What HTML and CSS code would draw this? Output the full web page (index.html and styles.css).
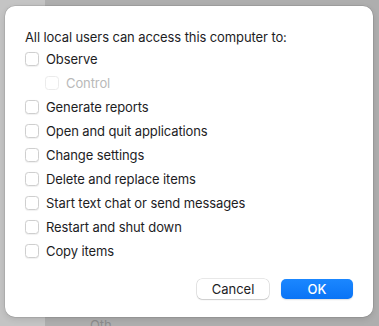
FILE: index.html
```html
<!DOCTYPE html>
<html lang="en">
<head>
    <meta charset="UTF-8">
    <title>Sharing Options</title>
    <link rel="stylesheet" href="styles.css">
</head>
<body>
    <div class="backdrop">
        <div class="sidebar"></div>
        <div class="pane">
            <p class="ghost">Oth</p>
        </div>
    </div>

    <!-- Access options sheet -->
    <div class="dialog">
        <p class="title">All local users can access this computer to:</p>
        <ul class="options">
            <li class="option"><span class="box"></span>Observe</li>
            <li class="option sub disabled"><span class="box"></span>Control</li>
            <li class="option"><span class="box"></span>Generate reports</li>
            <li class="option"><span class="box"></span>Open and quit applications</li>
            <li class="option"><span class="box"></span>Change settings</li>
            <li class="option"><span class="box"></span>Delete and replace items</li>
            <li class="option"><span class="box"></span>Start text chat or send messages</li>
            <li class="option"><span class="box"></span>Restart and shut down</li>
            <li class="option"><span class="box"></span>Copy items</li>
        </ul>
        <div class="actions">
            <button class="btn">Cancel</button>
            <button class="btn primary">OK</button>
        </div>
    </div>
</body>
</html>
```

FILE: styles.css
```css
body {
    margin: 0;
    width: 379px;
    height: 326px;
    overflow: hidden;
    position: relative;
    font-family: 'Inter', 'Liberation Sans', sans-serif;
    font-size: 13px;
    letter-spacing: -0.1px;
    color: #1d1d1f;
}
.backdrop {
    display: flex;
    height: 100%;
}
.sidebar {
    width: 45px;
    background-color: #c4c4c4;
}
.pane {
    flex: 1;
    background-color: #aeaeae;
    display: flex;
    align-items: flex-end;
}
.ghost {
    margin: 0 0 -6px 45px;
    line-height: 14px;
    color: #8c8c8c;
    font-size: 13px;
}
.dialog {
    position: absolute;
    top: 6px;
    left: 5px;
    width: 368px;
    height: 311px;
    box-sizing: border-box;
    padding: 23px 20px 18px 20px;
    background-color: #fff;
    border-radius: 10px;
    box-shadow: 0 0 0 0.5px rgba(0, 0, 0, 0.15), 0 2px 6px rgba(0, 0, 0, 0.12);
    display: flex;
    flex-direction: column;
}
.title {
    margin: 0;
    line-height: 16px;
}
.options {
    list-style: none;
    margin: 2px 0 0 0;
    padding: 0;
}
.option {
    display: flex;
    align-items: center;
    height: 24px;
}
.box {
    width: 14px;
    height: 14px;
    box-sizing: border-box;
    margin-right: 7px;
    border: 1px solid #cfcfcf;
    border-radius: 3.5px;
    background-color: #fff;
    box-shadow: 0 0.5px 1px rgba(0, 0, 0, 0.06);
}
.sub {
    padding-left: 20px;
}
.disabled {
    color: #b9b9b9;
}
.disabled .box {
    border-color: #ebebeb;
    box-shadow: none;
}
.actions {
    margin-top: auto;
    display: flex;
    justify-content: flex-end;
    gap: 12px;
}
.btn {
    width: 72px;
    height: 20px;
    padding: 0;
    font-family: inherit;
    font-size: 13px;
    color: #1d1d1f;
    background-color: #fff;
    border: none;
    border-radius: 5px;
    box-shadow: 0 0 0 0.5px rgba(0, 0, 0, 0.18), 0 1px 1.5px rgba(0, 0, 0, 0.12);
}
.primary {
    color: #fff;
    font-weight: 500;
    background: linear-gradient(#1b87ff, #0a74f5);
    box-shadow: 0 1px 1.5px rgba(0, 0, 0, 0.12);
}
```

▶ What to work on:
Restate the full listing verbatim and drop every picture.

▶ The answer:
What HTML and CSS code would draw this? Output the full web page (index.html and styles.css).
FILE: index.html
```html
<!DOCTYPE html>
<html lang="en">
<head>
    <meta charset="UTF-8">
    <title>Sharing Options</title>
    <link rel="stylesheet" href="styles.css">
</head>
<body>
    <div class="backdrop">
        <div class="sidebar"></div>
        <div class="pane">
            <p class="ghost">Oth</p>
        </div>
    </div>

    <!-- Access options sheet -->
    <div class="dialog">
        <p class="title">All local users can access this computer to:</p>
        <ul class="options">
            <li class="option"><span class="box"></span>Observe</li>
            <li class="option sub disabled"><span class="box"></span>Control</li>
            <li class="option"><span class="box"></span>Generate reports</li>
            <li class="option"><span class="box"></span>Open and quit applications</li>
            <li class="option"><span class="box"></span>Change settings</li>
            <li class="option"><span class="box"></span>Delete and replace items</li>
            <li class="option"><span class="box"></span>Start text chat or send messages</li>
            <li class="option"><span class="box"></span>Restart and shut down</li>
            <li class="option"><span class="box"></span>Copy items</li>
        </ul>
        <div class="actions">
            <button class="btn">Cancel</button>
            <button class="btn primary">OK</button>
        </div>
    </div>
</body>
</html>
```

FILE: styles.css
```css
body {
    margin: 0;
    width: 379px;
    height: 326px;
    overflow: hidden;
    position: relative;
    font-family: 'Inter', 'Liberation Sans', sans-serif;
    font-size: 13px;
    letter-spacing: -0.1px;
    color: #1d1d1f;
}
.backdrop {
    display: flex;
    height: 100%;
}
.sidebar {
    width: 45px;
    background-color: #c4c4c4;
}
.pane {
    flex: 1;
    background-color: #aeaeae;
    display: flex;
    align-items: flex-end;
}
.ghost {
    margin: 0 0 -6px 45px;
    line-height: 14px;
    color: #8c8c8c;
    font-size: 13px;
}
.dialog {
    position: absolute;
    top: 6px;
    left: 5px;
    width: 368px;
    height: 311px;
    box-sizing: border-box;
    padding: 23px 20px 18px 20px;
    background-color: #fff;
    border-radius: 10px;
    box-shadow: 0 0 0 0.5px rgba(0, 0, 0, 0.15), 0 2px 6px rgba(0, 0, 0, 0.12);
    display: flex;
    flex-direction: column;
}
.title {
    margin: 0;
    line-height: 16px;
}
.options {
    list-style: none;
    margin: 2px 0 0 0;
    padding: 0;
}
.option {
    display: flex;
    align-items: center;
    height: 24px;
}
.box {
    width: 14px;
    height: 14px;
    box-sizing: border-box;
    margin-right: 7px;
    border: 1px solid #cfcfcf;
    border-radius: 3.5px;
    background-color: #fff;
    box-shadow: 0 0.5px 1px rgba(0, 0, 0, 0.06);
}
.sub {
    padding-left: 20px;
}
.disabled {
    color: #b9b9b9;
}
.disabled .box {
    border-color: #ebebeb;
    box-shadow: none;
}
.actions {
    margin-top: auto;
    display: flex;
    justify-content: flex-end;
    gap: 12px;
}
.btn {
    width: 72px;
    height: 20px;
    padding: 0;
    font-family: inherit;
    font-size: 13px;
    color: #1d1d1f;
    background-color: #fff;
    border: none;
    border-radius: 5px;
    box-shadow: 0 0 0 0.5px rgba(0, 0, 0, 0.18), 0 1px 1.5px rgba(0, 0, 0, 0.12);
}
.primary {
    color: #fff;
    font-weight: 500;
    background: linear-gradient(#1b87ff, #0a74f5);
    box-shadow: 0 1px 1.5px rgba(0, 0, 0, 0.12);
}
```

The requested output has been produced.